Pursuant to KRS 100.987(3), all of this information “except for any map or other information that specifically identifies the proposed location of the cellular antenna tower then being reviewed,” is deemed “confidential and proprietary within the meaning of KRS 61.878.” The planning commission is directed by this statute, under threat of prosecution for a Class B misdemeanor, to “deny any public request for inspection of this information, whether submitted under Kentucky’s Open Records Act or otherwise, except when ordered to release the information by a court of competent jurisdiction.”
The Planning Commission is authorized to plan for and regulate the siting of cellular antenna towers pursuant to KRS 100.987(1), and is tasked by KRS 100.9897(4) with reviewing the uniform application information and making a determination to approve or disapprove the application “in light of its agreement with the comprehensive plan and locally adopted zoning regulations[.]” The Commission may require an applicant to make reasonable attempts to co-locate equipment, and may deny an application based on an unwillingness of the applicant to co-locate on new or existing towers or other structures. KRS 100.987(6), (7).
In this case, Plaintiff was denied access to virtually all of the information that was filed by the applicant, including information essential to Plaintiff’s ability to participate meaningfully in the Commission’s review process and hearing. That statutorily-mandated lack of access to the application materials effected a deprivation of Plaintiff’s right to procedural due process under Kentucky’s Constitution.

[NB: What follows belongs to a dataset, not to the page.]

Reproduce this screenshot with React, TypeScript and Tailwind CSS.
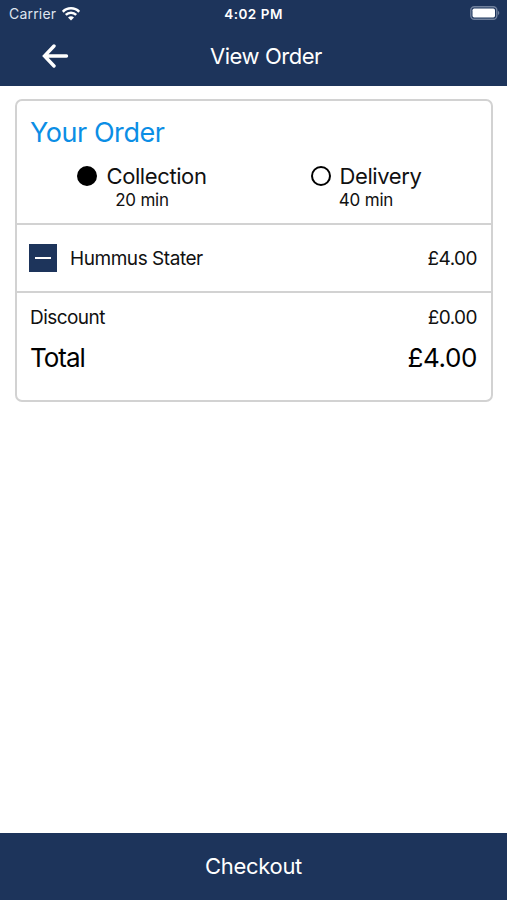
import React from "react";

interface OptionProps {
  label: string;
  time: string;
  selected?: boolean;
}

const order = {
  items: [{ name: "Hummus Stater", price: "£4.00" }],
  discount: "£0.00",
  total: "£4.00",
};

export default function App() {
  return (
    <div className="flex h-screen flex-col bg-white font-['Inter',sans-serif] text-[#111]">
      <header className="h-[86px] bg-[#1d345b] text-white">
        <StatusBar />
        <div className="flex h-[56px] items-center">
          <button className="ml-[42px] w-[168px]" aria-label="Back">
            <BackArrow />
          </button>
          <h1 className="text-[22px] leading-7 tracking-[-0.45px]">
            View Order
          </h1>
        </div>
      </header>

      <main className="flex-1 pr-[14px] pl-[15px] pt-[13px]">
        <section className="h-[303px] rounded-[7px] border-2 border-[#d2d2d2]">
          <div className="h-[124px] border-b-2 border-[#d2d2d2] px-[13px] pt-[14px]">
            <h2 className="text-[27px] leading-9 tracking-[-0.45px] text-[#0b8ee5]">
              Your Order
            </h2>
            <div className="mt-[11px] grid grid-cols-2">
              <DeliveryOption label="Collection" time="20 min" selected />
              <DeliveryOption label="Delivery" time="40 min" />
            </div>
          </div>

          {order.items.map((item) => (
            <div
              key={item.name}
              className="flex h-[68px] items-center border-b-2 border-[#d2d2d2] pr-[14px] pl-[12px] text-[19px]"
            >
              <button
                className="flex size-[28px] items-center justify-center bg-[#1d345b]"
                aria-label="Remove item"
              >
                <span className="h-[2px] w-[16px] bg-white" />
              </button>
              <span className="ml-[13px] flex-1 pt-[2px] tracking-[-0.45px]">
                {item.name}
              </span>
              <span className="pt-[2px] tracking-[-0.55px]">{item.price}</span>
            </div>
          ))}

          <div className="pr-[14px] pl-[13px] pt-[11px]">
            <div className="flex justify-between text-[19px] leading-7 tracking-[-0.55px]">
              <span>Discount</span>
              <span>{order.discount}</span>
            </div>
            <div className="mt-[8px] flex justify-between text-[26px] leading-9 text-black">
              <span className="tracking-[-1px]">Total</span>
              <span className="tracking-[-0.4px]">{order.total}</span>
            </div>
          </div>
        </section>
      </main>

      <button className="h-[67px] bg-[#1d345b] text-[22px] tracking-[-0.3px] text-white">
        Checkout
      </button>
    </div>
  );
}

const DeliveryOption = ({ label, time, selected }: OptionProps) => (
  <div className="flex flex-col items-center">
    <div className="flex items-center gap-[9px]">
      <span
        className={`size-[20px] rounded-full border-2 border-black ${
          selected ? "bg-black" : ""
        }`}
      />
      <span className="text-[22px] leading-7 tracking-[-0.4px]">{label}</span>
    </div>
    <span className="text-[17px] leading-5 tracking-[-0.2px]">{time}</span>
  </div>
);

const StatusBar = () => (
  <div className="grid h-[28px] grid-cols-3 items-center text-[14px]">
    <div className="flex items-center gap-[6px] pb-px pl-[9px] text-[#dfe5ef]">
      <span className="tracking-[0.2px]">Carrier</span>
      <WifiIcon />
    </div>
    <span className="text-center text-[13.5px] font-semibold tracking-[0.5px]">
      4:02 PM
    </span>
    <div className="flex justify-end pr-[7px] pb-[2px]">
      <BatteryIcon />
    </div>
  </div>
);

const BackArrow = () => (
  <svg width="27" height="24" viewBox="0 0 27 24" fill="none">
    <path
      d="M24.5 12H3M12 2L2.5 12L12 22"
      stroke="white"
      strokeWidth="3.4"
      strokeLinecap="round"
    />
  </svg>
);

const WifiIcon = () => (
  <svg width="18" height="14" viewBox="0 0 18 14" fill="none">
    <path
      d="M0.8 4.8C5.2 0.2 12.8 0.2 17.2 4.8M3.8 7.9C6.7 5 11.3 5 14.2 7.9"
      stroke="white"
      strokeWidth="2.5"
    />
    <path d="M6 10.5Q9 8 12 10.5L9 13.6Z" fill="white" />
  </svg>
);

const BatteryIcon = () => (
  <svg width="30" height="14" viewBox="0 0 30 14" fill="none">
    <rect x="0.8" y="0.8" width="26" height="12.4" rx="3.5" stroke="#71819d" strokeWidth="1.4" />
    <rect x="2.5" y="2.5" width="22.5" height="9" rx="1.7" fill="white" />
    <path d="M28 4.8Q30.6 7 28 9.2Z" fill="#71819d" />
  </svg>
);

In reviewing the actions of a planning commission, this Court applies that standard of review generally applicable to review of agency actions, and asks whether the body acted “arbitrarily.” American Beauty Homes Corp. v. Louisville, Ky., 379 SW2d 450, 456 (1964). In determining arbitrariness, three factors are considered: 1) did the administrative agency act within its statutory powers; 2) was due process afforded; and 3) was the decision reached supported by substantial evidence. Id.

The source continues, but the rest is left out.